> Written instruction:
Output every line of the data exactly as it appears.

> Material for this task:
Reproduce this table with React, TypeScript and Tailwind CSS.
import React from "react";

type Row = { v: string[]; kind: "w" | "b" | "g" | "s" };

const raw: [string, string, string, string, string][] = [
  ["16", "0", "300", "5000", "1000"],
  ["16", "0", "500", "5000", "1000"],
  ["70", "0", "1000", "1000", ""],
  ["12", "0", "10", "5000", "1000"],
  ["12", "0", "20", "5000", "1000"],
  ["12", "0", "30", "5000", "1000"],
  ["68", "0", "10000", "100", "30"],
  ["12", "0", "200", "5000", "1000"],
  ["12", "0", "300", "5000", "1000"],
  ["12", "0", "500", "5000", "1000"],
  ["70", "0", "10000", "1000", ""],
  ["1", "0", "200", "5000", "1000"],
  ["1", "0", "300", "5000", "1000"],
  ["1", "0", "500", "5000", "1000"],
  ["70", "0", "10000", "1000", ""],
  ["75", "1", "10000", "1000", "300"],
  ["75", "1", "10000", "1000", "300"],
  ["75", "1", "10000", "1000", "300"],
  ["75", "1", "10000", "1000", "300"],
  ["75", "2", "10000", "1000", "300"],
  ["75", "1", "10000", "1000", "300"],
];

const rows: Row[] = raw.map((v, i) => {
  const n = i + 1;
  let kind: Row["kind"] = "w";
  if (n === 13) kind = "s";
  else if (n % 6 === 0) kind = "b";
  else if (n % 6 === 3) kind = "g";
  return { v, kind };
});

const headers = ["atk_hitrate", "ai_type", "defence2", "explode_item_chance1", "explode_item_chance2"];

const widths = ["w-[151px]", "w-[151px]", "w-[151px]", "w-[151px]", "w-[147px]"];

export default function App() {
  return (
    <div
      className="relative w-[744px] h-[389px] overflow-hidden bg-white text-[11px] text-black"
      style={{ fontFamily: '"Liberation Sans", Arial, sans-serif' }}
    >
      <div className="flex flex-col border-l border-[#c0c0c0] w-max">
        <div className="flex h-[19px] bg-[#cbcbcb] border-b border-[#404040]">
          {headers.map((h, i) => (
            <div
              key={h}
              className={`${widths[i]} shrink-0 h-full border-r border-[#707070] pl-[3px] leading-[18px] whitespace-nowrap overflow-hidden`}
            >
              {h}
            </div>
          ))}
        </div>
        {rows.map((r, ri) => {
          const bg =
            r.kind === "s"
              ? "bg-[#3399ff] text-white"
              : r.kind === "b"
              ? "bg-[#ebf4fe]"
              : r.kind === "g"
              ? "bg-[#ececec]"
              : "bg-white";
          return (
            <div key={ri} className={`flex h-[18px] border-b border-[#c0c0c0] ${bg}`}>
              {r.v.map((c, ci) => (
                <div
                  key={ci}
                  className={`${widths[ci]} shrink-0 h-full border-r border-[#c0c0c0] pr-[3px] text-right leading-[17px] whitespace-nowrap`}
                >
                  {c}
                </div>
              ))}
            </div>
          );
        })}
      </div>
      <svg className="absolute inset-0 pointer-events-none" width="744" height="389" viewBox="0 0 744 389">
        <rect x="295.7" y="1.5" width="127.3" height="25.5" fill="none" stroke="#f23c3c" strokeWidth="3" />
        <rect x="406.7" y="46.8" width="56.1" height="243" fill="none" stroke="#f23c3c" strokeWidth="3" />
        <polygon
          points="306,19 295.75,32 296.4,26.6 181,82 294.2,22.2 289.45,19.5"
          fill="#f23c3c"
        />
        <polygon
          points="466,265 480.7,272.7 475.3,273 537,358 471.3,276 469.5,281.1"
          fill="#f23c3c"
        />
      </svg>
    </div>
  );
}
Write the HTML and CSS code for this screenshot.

> Result:
Reproduce this table with React, TypeScript and Tailwind CSS.
import React from "react";

type Row = { v: string[]; kind: "w" | "b" | "g" | "s" };

const raw: [string, string, string, string, string][] = [
  ["16", "0", "300", "5000", "1000"],
  ["16", "0", "500", "5000", "1000"],
  ["70", "0", "1000", "1000", ""],
  ["12", "0", "10", "5000", "1000"],
  ["12", "0", "20", "5000", "1000"],
  ["12", "0", "30", "5000", "1000"],
  ["68", "0", "10000", "100", "30"],
  ["12", "0", "200", "5000", "1000"],
  ["12", "0", "300", "5000", "1000"],
  ["12", "0", "500", "5000", "1000"],
  ["70", "0", "10000", "1000", ""],
  ["1", "0", "200", "5000", "1000"],
  ["1", "0", "300", "5000", "1000"],
  ["1", "0", "500", "5000", "1000"],
  ["70", "0", "10000", "1000", ""],
  ["75", "1", "10000", "1000", "300"],
  ["75", "1", "10000", "1000", "300"],
  ["75", "1", "10000", "1000", "300"],
  ["75", "1", "10000", "1000", "300"],
  ["75", "2", "10000", "1000", "300"],
  ["75", "1", "10000", "1000", "300"],
];

const rows: Row[] = raw.map((v, i) => {
  const n = i + 1;
  let kind: Row["kind"] = "w";
  if (n === 13) kind = "s";
  else if (n % 6 === 0) kind = "b";
  else if (n % 6 === 3) kind = "g";
  return { v, kind };
});

const headers = ["atk_hitrate", "ai_type", "defence2", "explode_item_chance1", "explode_item_chance2"];

const widths = ["w-[151px]", "w-[151px]", "w-[151px]", "w-[151px]", "w-[147px]"];

export default function App() {
  return (
    <div
      className="relative w-[744px] h-[389px] overflow-hidden bg-white text-[11px] text-black"
      style={{ fontFamily: '"Liberation Sans", Arial, sans-serif' }}
    >
      <div className="flex flex-col border-l border-[#c0c0c0] w-max">
        <div className="flex h-[19px] bg-[#cbcbcb] border-b border-[#404040]">
          {headers.map((h, i) => (
            <div
              key={h}
              className={`${widths[i]} shrink-0 h-full border-r border-[#707070] pl-[3px] leading-[18px] whitespace-nowrap overflow-hidden`}
            >
              {h}
            </div>
          ))}
        </div>
        {rows.map((r, ri) => {
          const bg =
            r.kind === "s"
              ? "bg-[#3399ff] text-white"
              : r.kind === "b"
              ? "bg-[#ebf4fe]"
              : r.kind === "g"
              ? "bg-[#ececec]"
              : "bg-white";
          return (
            <div key={ri} className={`flex h-[18px] border-b border-[#c0c0c0] ${bg}`}>
              {r.v.map((c, ci) => (
                <div
                  key={ci}
                  className={`${widths[ci]} shrink-0 h-full border-r border-[#c0c0c0] pr-[3px] text-right leading-[17px] whitespace-nowrap`}
                >
                  {c}
                </div>
              ))}
            </div>
          );
        })}
      </div>
      <svg className="absolute inset-0 pointer-events-none" width="744" height="389" viewBox="0 0 744 389">
        <rect x="295.7" y="1.5" width="127.3" height="25.5" fill="none" stroke="#f23c3c" strokeWidth="3" />
        <rect x="406.7" y="46.8" width="56.1" height="243" fill="none" stroke="#f23c3c" strokeWidth="3" />
        <polygon
          points="306,19 295.75,32 296.4,26.6 181,82 294.2,22.2 289.45,19.5"
          fill="#f23c3c"
        />
        <polygon
          points="466,265 480.7,272.7 475.3,273 537,358 471.3,276 469.5,281.1"
          fill="#f23c3c"
        />
      </svg>
    </div>
  );
}
Write the HTML and CSS code for this screenshot.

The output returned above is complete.